In summary, the world of the industrial designer is much different from the world of traditional IT. Information needs to be captured at multiple places and end points, and then consumed by new types of equipment and users. To design effective solutions in this new world requires different state models, different power, and an appreciation for the different bandwidth, latency, and security considerations.

oeea-IoT-fig02

[Reprinted with permission of Cisco Systems.]

Finding Common Ground

Brian Dummann, Chief Architect, and his colleagues at Emerson are wrestling with architecture challenges that arise when different business units deploy similar technology simultaneously. Emerson serves several key markets, from the oil and gas industries to the data center and industrial automation markets, all of which are embedding sensors in their products to acquire real-time data. However, in many cases they are embarking on these ventures independently of one another. Emerson’s enterprise architects are helping these business units move forward in a cohesive way so that they learn from one another and so that engineering and IT departments do not have to deal with unnecessary diversity in implementations.

For example, the architecture team at Emerson is working to encourage common standards across five major business groups and more than 50 business units that are responsible for creating the company’s intelligent products. In addition, the enterprise architects are helping to define key components and frameworks. This includes promoting a common view of what the Internet of Things means across the company, such as how to structure machine-to-machine interfaces, build messaging into its products, and connect various types of devices so that those devices can send, receive, cache, and forward information.

These architects are helping business leaders at Emerson gain a broader view of IoT solutions with respect to information flows, data lifecycle challenges, software development roles, and related issues. They have constructed a capability framework to ensure that each business unit is "speaking the same language" about new capabilities, correctly identifying and leveraging opportunities, and solving common challenges together. "Models are great, and architecture can do a great job in bringing together a common set of terms and definitions," Dummann said.

oeea-IoT-fig03

[Reprinted with permission of Emerson Electric.]
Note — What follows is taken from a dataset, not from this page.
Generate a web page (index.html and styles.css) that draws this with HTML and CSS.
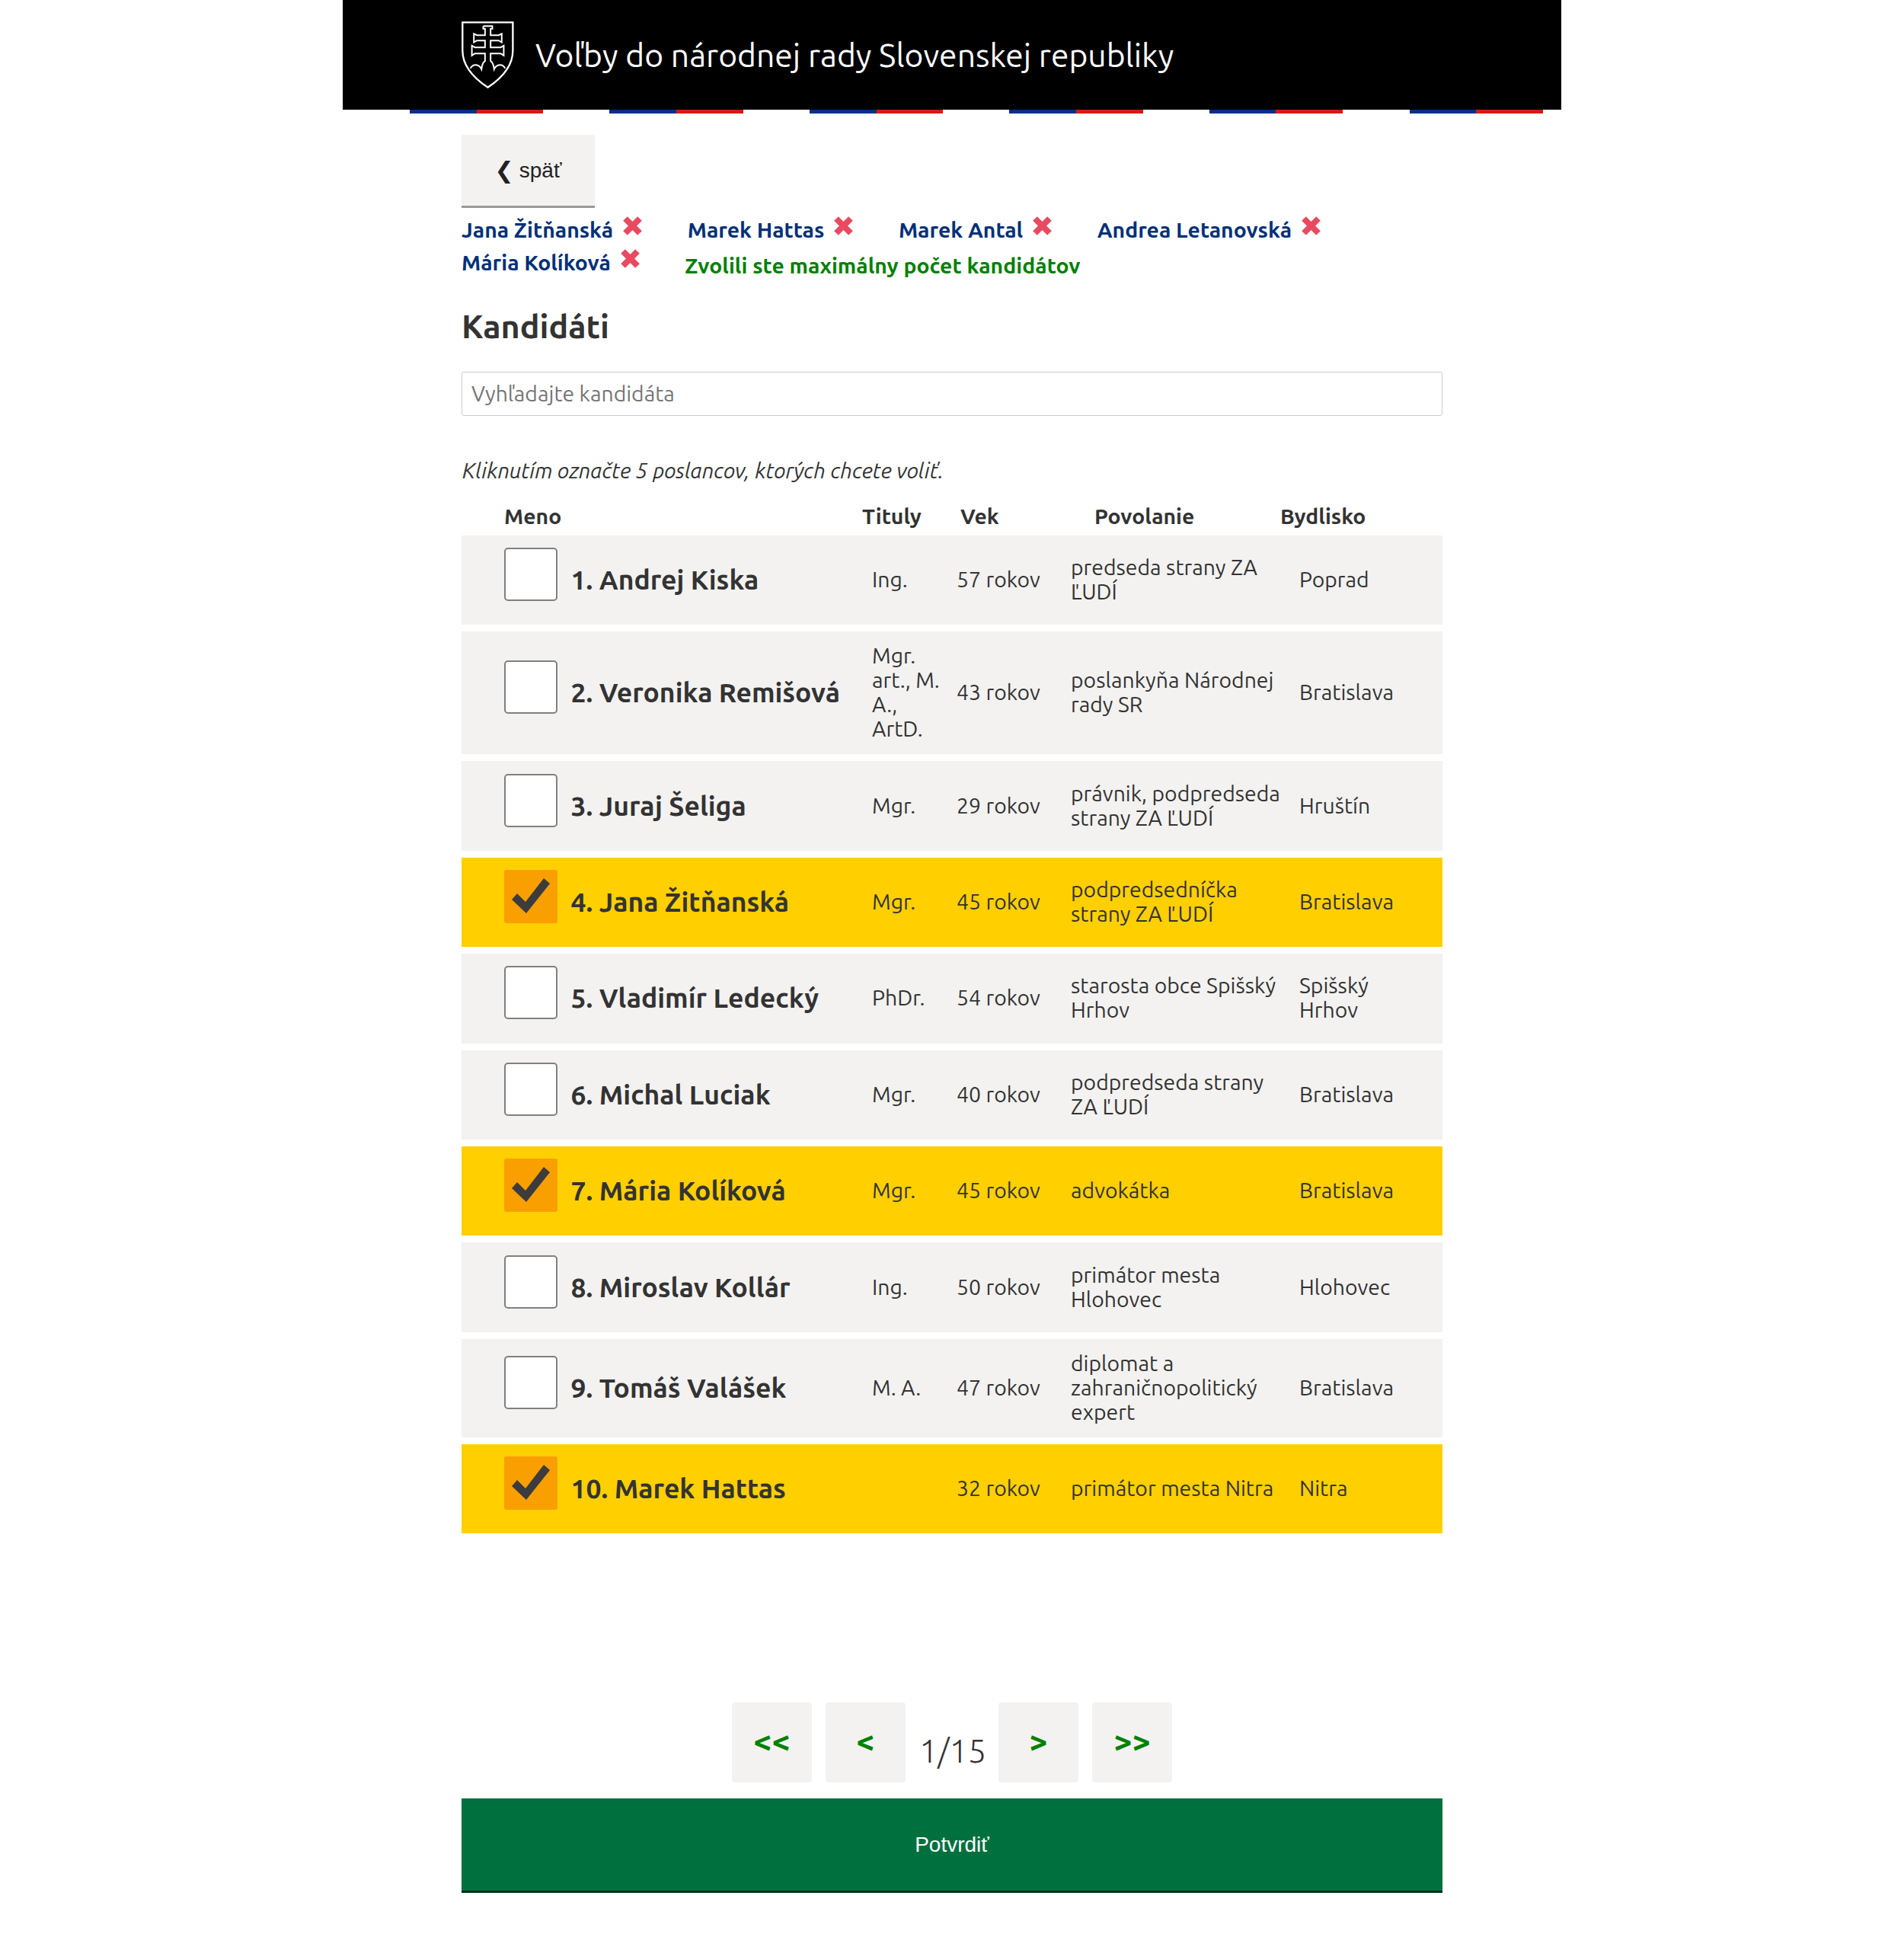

New Opportunities to Move Forward

As enterprise architects look across this diverse IoT landscape, their task is to establish frameworks and reference architectures to help manage complex activities such as sensor-based data collection, high speed data transfer, complex event processing, data security, cost effective storage, and real time analytics. They must help are help their organizations—and the industry at large—by developing foundational architectures and strategies to help companies bring IoT solutions to market as well as by ensuring adherence to and governance of those architectures.

Organizations that put the necessary effort into understanding these issues derive tremendous value. However, IT professionals need to frame the discussion differently from how they framed it in the past. "They aren’t always talking with other technologists, like they were when they were sorting out network protocols," Parham noted. "They need to understand how people in an IoT workflow behave and then create interfaces that they can use," whether it’s a mechanic lying under a bus or a technician hanging from a utility pole. "The technology these people need is often much different from the types of technology that application developers created in the past. It is important to correctly reach out to these new types of users."

While IoT business models may be new, common lessons, challenges, and solutions can be applied across any emerging field in which best practices have not yet been established. Technology providers such as Cisco and Oracle are helping IT professionals understand what they need to do to make it all work. Manufacturing companies such as Emerson are paving the way with real-world applications. Dummann’s architecture team is creating playbooks to guide the business. The trick, he noted, is to develop guidelines without imposing rigid constraints on how each business unit moves towards its goals.

"The business is invariably more willing to adopt our recommendations if they are not forced upon them," he said. "EA has become the ringleader for developing these playbooks and creating these reference models, but we must work closely with the business to understand a whole new set of needs."